ルーツ探り沖縄へ 横浜・鶴見区の南米県系子弟 26年で約400人

 

祖父の親戚と対面し、大きな力をもらった県系3世

 第9回に参加した諸見里みゆきさん(当時中学3年生)は、沖縄出身の祖父、ボリビア人の母を持つ県系3世。2歳でアルゼンチンから生活のため来日した。

 親戚訪問で、1954年に第1次移民団としてボリビアに渡り、30代で亡くなった祖父の生家を訪れた。昔の写真や戸籍の写しを見せてもらい、曽祖父以降の家系図を見て、親類の多くが戦争で亡くなったことを知った。帰る際には、幼い父親の写真をもらい、一枚しか残っていない祖父の写真を接写した。

 彼女は、「日本人か外国人かではなく、ウチナンチューであり日本人であり、ボリビア人であり、アルゼンチンにもつながっている、重なっていることは、素晴らしいことだと思えるようになった」といい、多彩なルーツは自分の誇りと自信につながっていると話した。

チビチリガマでの集団自決で生き残った親戚と出会う県系3世

 第25回に参加した津嘉山仁さん(当時中学1年生)と笑恋さん(当時中学1年生)は、曽祖父が1960年に第10次移民団としてボリビアに移住した県系3世。2018年にボリビアから鶴見区に家族で来た。

 親戚訪問では、曽祖父の伯母にあたる知花カマドさんに会いに読谷村波平を訪れた。知花カマドさんは、1919年読谷村波平生まれで101歳になる。読谷村チビチリガマでの集団自決で生き残ったひとりだと知った。

 カマドさんからチビチリガマでの戦争体験を聞き、思いをしっかりと受け止め、カマドさんが曽祖父の面倒を見ていたことも知り「カマドおばぁがいなかったら、ぼくたちはいなかったかもしれない」とつぶやいた。

カマドおばぁを訪問

ペルーに移住した曽祖父のルーツを探る県系4世

 第25回に参加した比嘉なみえさん(当時中学3年生)は、1916年にペルーに移住した曽祖父の故郷、国頭村安田区を訪れた。

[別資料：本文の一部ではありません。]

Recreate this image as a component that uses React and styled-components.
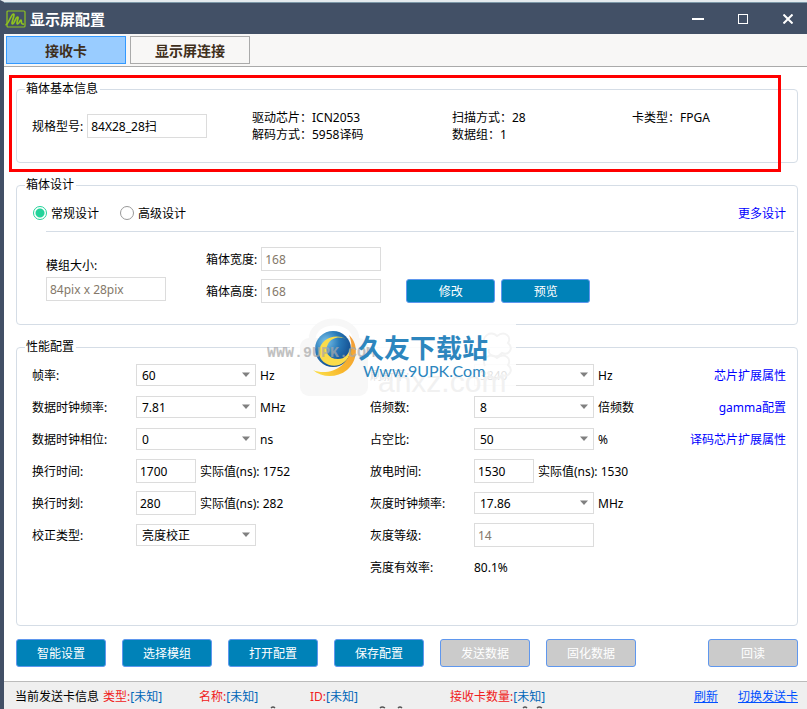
import React, { useState } from "react";
import styled, { createGlobalStyle } from "styled-components";

const GlobalStyle = createGlobalStyle`
  * {
    box-sizing: border-box;
  }
  body {
    margin: 0;
    background-color: #ffffff;
    color: #000000;
    font-family: "Noto Sans", "Noto Sans CJK SC", sans-serif;
    font-size: 12px;
    line-height: 17px;
  }
  button, input, select {
    font: inherit;
  }
`;

const Window = styled.div`
  min-height: 100vh;
  display: flex;
  flex-direction: column;
  border-left: 4px solid #425066;
  border-top: 2px solid #e4eaee;
  box-shadow: inset 1px 0 0 #ffffff;
  overflow: hidden;
`;

const TitleBar = styled.header`
  height: 32px;
  padding: 0 9px 0 1px;
  display: flex;
  align-items: center;
  background-color: #425066;
  border-top: 1px solid #7d98a8;
  color: #ffffff;
`;

const Title = styled.h1`
  flex: 1;
  margin: 0 0 0 4px;
  font-size: 15px;
  font-weight: bold;
  line-height: 20px;
`;

const WindowButtons = styled.div`
  display: flex;
  gap: 25px;
`;

const WindowButton = styled.button`
  width: 20px;
  height: 20px;
  padding: 0;
  border: none;
  background: none;
  color: #ffffff;
  display: flex;
  align-items: center;
  justify-content: center;
`;

const TabBar = styled.nav`
  height: 33px;
  padding: 2px;
  display: flex;
  gap: 4px;
  background-color: #f8f7f6;
  border-bottom: 1px solid #aaaaaa;
`;

const Tab = styled.button`
  width: 120px;
  height: 28px;
  padding: 0;
  border: 1px solid ${(props) => (props.$active ? "#3399ff" : "#aaaaaa")};
  background-color: ${(props) => (props.$active ? "#99ccff" : "#f8f7f6")};
  color: #3f2f1c;
  font-size: 14px;
  font-weight: bold;
`;

const Main = styled.main`
  flex: 1;
  padding: 13px 9px 14px 12px;
  display: flex;
  flex-direction: column;
  gap: 13px;
`;

const Section = styled.div`
  position: relative;
`;

const Highlight = styled.div`
  position: absolute;
  top: -5px;
  right: 17px;
  bottom: -9px;
  left: -7px;
  border: 3px solid #ff0000;
  pointer-events: none;
`;

const Group = styled.fieldset`
  margin: 0;
  min-width: 0;
  padding: ${(props) => props.$padding};
  border: 1px solid #d5dde6;
  border-radius: 4px;
`;

const Legend = styled.legend`
  margin-left: ${(props) => props.$indent};
  padding: 0 2px 0 1px;
  line-height: 18px;
`;

const InfoGrid = styled.div`
  display: grid;
  grid-template-columns: 220px 200px 180px 1fr;
`;

const Info = styled.div`
  white-space: nowrap;
`;

const Field = styled.div`
  display: flex;
  align-items: center;
  gap: 4px;
`;

const StackedField = styled.div`
  display: flex;
  flex-direction: column;
  gap: 3px;
  padding-bottom: 2px;
`;

const Input = styled.input`
  width: ${(props) => (props.$small ? "60px" : "120px")};
  height: 24px;
  padding: 0 3px;
  border: 1px solid #dcdcdc;
  background-color: #ffffff;
  color: #000000;

  &:disabled {
    color: #84786a;
  }
`;

const SelectBox = styled.span`
  display: grid;
  align-items: center;
  width: 120px;

  & > * {
    grid-area: 1 / 1;
  }
  & > svg {
    justify-self: end;
    margin: 0 6px 2px 0;
    pointer-events: none;
  }
`;

const Select = styled.select`
  width: 100%;
  height: 22px;
  padding: 0 20px 0 5px;
  appearance: none;
  border: 1px solid #dcdcdc;
  border-radius: 0;
  background-color: #ffffff;
  color: #000000;
`;

const DesignHeader = styled.div`
  height: 22px;
  display: flex;
  align-items: center;
  gap: 21px;
`;

const RadioLabel = styled.label`
  display: flex;
  align-items: center;
  gap: 4px;
`;

const Radio = styled.input`
  appearance: none;
  width: 14px;
  height: 14px;
  margin: 0;
  border: 1px solid #999999;
  border-radius: 50%;
  background-color: #ffffff;

  &:checked {
    border-color: #22d39a;
    background-image: radial-gradient(circle, #22d39a 4px, #ffffff 5px);
  }
`;

const Link = styled.a`
  color: #0000ff;
  text-decoration: none;
  white-space: nowrap;
`;

const PushRight = styled.div`
  margin-left: auto;
`;

const Divider = styled.hr`
  width: 100%;
  margin: 7px 0 15px;
  border: none;
  border-top: 1px solid #d5dde6;
`;

const DividerWrap = styled.div`
  padding: 0 0 0 13px;
  margin-right: -8px;
`;

const DesignBody = styled.div`
  display: flex;
  align-items: flex-end;
  padding-left: 13px;
`;

const SizeFields = styled.div`
  display: flex;
  flex-direction: column;
  gap: 8px;
  margin: 0 25px 0 40px;
`;

const DesignButtons = styled.div`
  display: flex;
  gap: 6px;
`;

const Button = styled.button`
  width: ${(props) => (props.$compact ? "89px" : "90px")};
  height: ${(props) => (props.$compact ? "24px" : "28px")};
  padding: 0;
  border: 1px solid #5f97ee;
  border-radius: 3px;
  background-color: #0082b8;
  color: #ffffff;

  &:disabled {
    background-color: #cbcbcb;
  }
`;

const PerformanceGrid = styled.div`
  display: grid;
  grid-template-columns: 104px 234px 104px 1fr auto;
  grid-auto-rows: 32px;
  align-items: center;
`;

const Value = styled.div`
  display: flex;
  align-items: center;
  gap: 4px;
  white-space: nowrap;
`;

const LinkCell = styled.div`
  text-align: right;
`;

const Actions = styled.div`
  display: flex;
  gap: 16px;
`;

const StatusBar = styled.footer`
  position: relative;
  height: 28px;
  padding: 6px 9px 0 11px;
  display: flex;
  background-color: #efefef;
  border-top: 1px solid #bbbbbb;
  white-space: nowrap;
`;

const StatusTitle = styled.span`
  width: 88px;
`;

const StatusItem = styled.span`
  width: ${(props) => props.$width};
  color: #0066b8;
`;

const StatusName = styled.span`
  color: #f02020;
`;

const StatusLinks = styled.div`
  margin-left: auto;
  display: flex;
  gap: 20px;
`;

const StatusLink = styled.a`
  color: #0050ff;
  text-decoration: underline;
`;

const Specks = styled.svg`
  position: absolute;
  bottom: 0;
  left: 264px;
  pointer-events: none;
`;

const Watermark = styled.div`
  position: absolute;
  top: -22px;
  left: 250px;
  width: 252px;
  height: 82px;
  pointer-events: none;
`;

const Arrow = () => (
  <svg width="8" height="5" viewBox="0 0 8 5">
    <path d="M0 0.5h8L4 5z" fill="#808080" />
  </svg>
);

const Logo = () => (
  <svg width="21" height="18" viewBox="0 0 21 18" fill="none" stroke="#8fc31f">
    <rect x="2" y="1" width="18" height="16" rx="1" strokeWidth="1.2" />
    <path
      d="M0.5 15C4 14 6 4 8.500 4c2 0-3 10-1 10 2 0 3-7 5-7 2 0-2 6 0 7 2 0 2-4 3.500-4 1 0-1 5 3 4"
      strokeWidth="1.700"
    />
  </svg>
);

const SiteMark = () => (
  <Watermark>
    <svg width="252" height="82" viewBox="0 0 252 82" aria-hidden="true">
      <defs>
        <radialGradient id="globe" cx="30%" cy="30%" r="75%">
          <stop offset="0" stopColor="#7cc4ea" />
          <stop offset="0.5" stopColor="#2879b8" />
          <stop offset="1" stopColor="#134c8e" />
        </radialGradient>
        <linearGradient id="crescent" x1="1" y1="0" x2="0" y2="1">
          <stop offset="0" stopColor="#f29a3a" />
          <stop offset="0.6" stopColor="#f8b62c" />
          <stop offset="1" stopColor="#fce54e" />
        </linearGradient>
      </defs>
      <rect x="24" y="8" width="226" height="72" fill="#ffffff" opacity="0.88" />
      <rect x="34" y="22" width="68" height="58" rx="9" fill="#f7f7f7" />
      <path d="M46 24c0-24 44-24 44 0" fill="none" stroke="#f7f7f7" strokeWidth="7" />
      <g fill="none" stroke="#f3f3f3" strokeWidth="2">
        <path d="M219 28c-4-8 6-14 12-8 8-6 15 1 11 7 6 5 1 13-6 10-6 7-15 2-13-4" />
        <path d="M219 50c-4-8 6-14 12-8 8-6 15 1 11 7 6 5 1 13-6 10-6 7-15 2-13-4" />
      </g>
      <text x="112" y="76" fontFamily="Liberation Sans" fontSize="30" fill="#f1f1f1">
        anxz.com
      </text>
      <circle cx="67" cy="33" r="18" fill="url(#globe)" />
      <path
        d="M80 23C70 17 54 22 53 36C53 46 64 52 73 49C81 46 85 39 84 32C83 38 79 43 72 43C62 43 58 35 62 28C65 22 73 20 80 23Z"
        fill="#fbdc4a"
      />
      <path
        d="M83 19C93 28 92 45 81 54C71 62 56 62 47 54C56 58 68 56 75 50C85 42 88 30 83 19Z"
        fill="url(#crescent)"
      />
      <text
        x="1"
        y="41"
        fontFamily="Liberation Mono"
        fontSize="15"
        fontWeight="bold"
        fill="#a8a8a8"
        opacity="0.7"
      >
        WWW.9UPK.COM
      </text>
      <text
        x="92"
        y="42"
        fontFamily="Noto Sans CJK SC"
        fontSize="26"
        fontWeight="bold"
        fill="#2d86be"
      >
        久友下载站
      </text>
      <text x="97" y="61" fontFamily="Lato" fontSize="16" fill="#2d86be">
        Www.9UPK.Com
      </text>
    </svg>
  </Watermark>
);

const Dropdown = ({ id, value }) => (
  <SelectBox>
    <Select id={id} defaultValue={value}>
      <option>{value}</option>
    </Select>
    <Arrow />
  </SelectBox>
);

// left setting, right setting, link
const rows = [
  [
    { id: "frame", label: "帧率:", select: "60", unit: "Hz" },
    { id: "refresh", label: "刷新率:", select: "3840", unit: "Hz" },
    "芯片扩展属性",
  ],
  [
    { id: "clock", label: "数据时钟频率:", select: "7.81", unit: "MHz" },
    { id: "multiple", label: "倍频数:", select: "8", unit: "倍频数" },
    "gamma配置",
  ],
  [
    { id: "phase", label: "数据时钟相位:", select: "0", unit: "ns" },
    { id: "duty", label: "占空比:", select: "50", unit: "%" },
    "译码芯片扩展属性",
  ],
  [
    { id: "lineTime", label: "换行时间:", input: "1700", unit: "实际值(ns): 1752" },
    { id: "discharge", label: "放电时间:", input: "1530", unit: "实际值(ns): 1530" },
  ],
  [
    { id: "lineMoment", label: "换行时刻:", input: "280", unit: "实际值(ns): 282" },
    { id: "grayClock", label: "灰度时钟频率:", select: "17.86", unit: "MHz" },
  ],
  [
    { id: "correction", label: "校正类型:", select: "亮度校正" },
    { id: "grayLevel", label: "灰度等级:", input: "14", disabled: true },
  ],
  [null, { label: "亮度有效率:", text: "80.1%" }],
];

const Setting = ({ item }) => {
  if (!item) {
    return (
      <>
        <span />
        <span />
      </>
    );
  }
  return (
    <>
      {item.id ? <label htmlFor={item.id}>{item.label}</label> : <span>{item.label}</span>}
      <Value>
        {item.select && <Dropdown id={item.id} value={item.select} />}
        {item.input && (
          <Input
            id={item.id}
            $small={!item.disabled}
            disabled={item.disabled}
            defaultValue={item.input}
          />
        )}
        {item.text}
        {item.unit && <span>{item.unit}</span>}
      </Value>
    </>
  );
};

const App = () => {
  const [tab, setTab] = useState("接收卡");
  const [design, setDesign] = useState("常规设计");

  return (
    <Window>
      <GlobalStyle />
      <TitleBar>
        <Logo />
        <Title>显示屏配置</Title>
        <WindowButtons>
          <WindowButton aria-label="最小化">
            <svg width="12" height="12">
              <path d="M0 6h12" stroke="#fff" strokeWidth="2" />
            </svg>
          </WindowButton>
          <WindowButton aria-label="最大化">
            <svg width="10" height="10">
              <rect x="0.5" y="0.5" width="9" height="9" fill="none" stroke="#fff" />
            </svg>
          </WindowButton>
          <WindowButton aria-label="关闭">
            <svg width="10" height="10">
              <path d="M0.5 0.5l9 9M9.5 0.5l-9 9" stroke="#fff" strokeWidth="2" />
            </svg>
          </WindowButton>
        </WindowButtons>
      </TitleBar>

      <TabBar>
        {["接收卡", "显示屏连接"].map((name) => (
          <Tab key={name} $active={tab === name} onClick={() => setTab(name)}>
            {name}
          </Tab>
        ))}
      </TabBar>

      <Main>
        <Section>
          <Group $padding="11px 11px 19px 15px">
            <Legend $indent="-7px">箱体基本信息</Legend>
            <InfoGrid>
              <Field>
                <label htmlFor="model">规格型号:</label>
                <Input id="model" defaultValue="84X28_28扫" />
              </Field>
              <Info>
                驱动芯片：ICN2053
                <br />
                解码方式：5958译码
              </Info>
              <Info>
                扫描方式：28
                <br />
                数据组：1
              </Info>
              <Info>卡类型：FPGA</Info>
            </InfoGrid>
          </Group>
          <Highlight />
        </Section>

        <Group $padding="8px 11px 21px 16px">
          <Legend $indent="-8px">箱体设计</Legend>
          <DesignHeader>
            {["常规设计", "高级设计"].map((name) => (
              <RadioLabel key={name}>
                <Radio
                  type="radio"
                  name="design"
                  checked={design === name}
                  onChange={() => setDesign(name)}
                />
                {name}
              </RadioLabel>
            ))}
            <PushRight>
              <Link href="#more">更多设计</Link>
            </PushRight>
          </DesignHeader>
          <DividerWrap>
            <Divider />
          </DividerWrap>
          <DesignBody>
            <StackedField>
              <label htmlFor="module">模组大小:</label>
              <Input id="module" disabled defaultValue="84pix x 28pix" />
            </StackedField>
            <SizeFields>
              <Field>
                <label htmlFor="boxWidth">箱体宽度:</label>
                <Input id="boxWidth" disabled defaultValue="168" />
              </Field>
              <Field>
                <label htmlFor="boxHeight">箱体高度:</label>
                <Input id="boxHeight" disabled defaultValue="168" />
              </Field>
            </SizeFields>
            <DesignButtons>
              <Button $compact>修改</Button>
              <Button $compact>预览</Button>
            </DesignButtons>
          </DesignBody>
        </Group>

        <Section>
          <Group $padding="3px 11px 42px 15px">
            <Legend $indent="-7px">性能配置</Legend>
            <PerformanceGrid>
              {rows.map(([left, right, link], index) => (
                <React.Fragment key={index}>
                  <Setting item={left} />
                  <Setting item={right} />
                  <LinkCell>{link && <Link href="#advanced">{link}</Link>}</LinkCell>
                </React.Fragment>
              ))}
            </PerformanceGrid>
          </Group>
          <SiteMark />
        </Section>

        <Actions>
          <Button>智能设置</Button>
          <Button>选择模组</Button>
          <Button>打开配置</Button>
          <Button>保存配置</Button>
          <Button disabled>发送数据</Button>
          <Button disabled>固化数据</Button>
          <PushRight>
            <Button disabled>回读</Button>
          </PushRight>
        </Actions>
      </Main>

      <StatusBar>
        <StatusTitle>当前发送卡信息</StatusTitle>
        <StatusItem $width="96px">
          <StatusName>类型:</StatusName>[未知]
        </StatusItem>
        <StatusItem $width="111px">
          <StatusName>名称:</StatusName>[未知]
        </StatusItem>
        <StatusItem $width="140px">
          <StatusName>ID:</StatusName>[未知]
        </StatusItem>
        <StatusItem $width="100px">
          <StatusName>接收卡数量:</StatusName>[未知]
        </StatusItem>
        <StatusLinks>
          <StatusLink href="#refresh">刷新</StatusLink>
          <StatusLink href="#switch">切换发送卡</StatusLink>
        </StatusLinks>
        <Specks width="280" height="3" viewBox="0 0 280 3" aria-hidden="true">
          <path
            d="M3 2q2-2 4 0M112 2q2-2 5 0M130 2q2-2 4 0M255 2q2-2 4 0M269 2q2-2 5 0"
            stroke="#555555"
            strokeWidth="1.500"
            fill="none"
          />
        </Specks>
      </StatusBar>
    </Window>
  );
};

export default App;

 曽祖父が教員をしていた安田小学校を訪問した後、親戚と初対面。事前調査で親戚が存在することがわかりサプライズで会うことになった。公民館に保管された資料を見ながら雑談し、親戚から曽祖父との関係を話しながら親戚のつながりを確認。その後、曽祖父の生家跡地、門中墓を訪れた。

曽祖父が生まれた家の跡地にて

26年間の実績、沖縄と横浜の多くの人たちの支援に感謝

 1994年から始まったルーツを探る旅は、これまで26年間で約400名ひとりひとりのルーツを探り、ドラマを生みだしてきた。ここまで継続できたのは「沖縄と横浜の多くの人、機関の支援のおかげ」と沼尾さんはいう。

 鶴見区に住む県系人に沼尾さんの存在を聞くと「南米人や沖縄人は沼尾さんにすごくお世話になっている。彼はウチナーンチュではないけど沖縄人よりウチナーンチュ。沖縄への愛は私たちと同じ。今日も沖縄のシャツを着て、オリオンビールが好きな可愛いおじいちゃん」だという。

 沼尾さんは「子どもたちは、南米では日系人として差別を受け、あこがれの日本へ来たら外人といじめられ、自分は何者だと悩んでいた。しかし沖縄で自分を暖かく迎えてくれる親戚に会い、沖縄の自然を満喫、沖縄の歴史を学んで、自分はウチナーンチュであること、色々な国につながっていることを確認し、沖縄から大きな力をもらう」という。

 さらに「旅で学んだことや自分の思いを地域や学校で発信したり、南米以外の外国人の子どもたちに力を与えたり、アイデンティティーの確認の機会を作ったりと、多文化共生の地域作りを目指す取り組みの原動力になっている」と話した。

 沼尾さんは今後について「26年間の実績を活かし、各地域で親戚やルーツを探す方法を示すガイド ブックをスタッフで作ることを考えている。そして、旅を閉じていければと思っている。ルーツを探ることが困難な家族のサポートは継続していく」といい「沖縄から大きな力をもらった子どもたちの今後の活躍が楽しみ」と話した。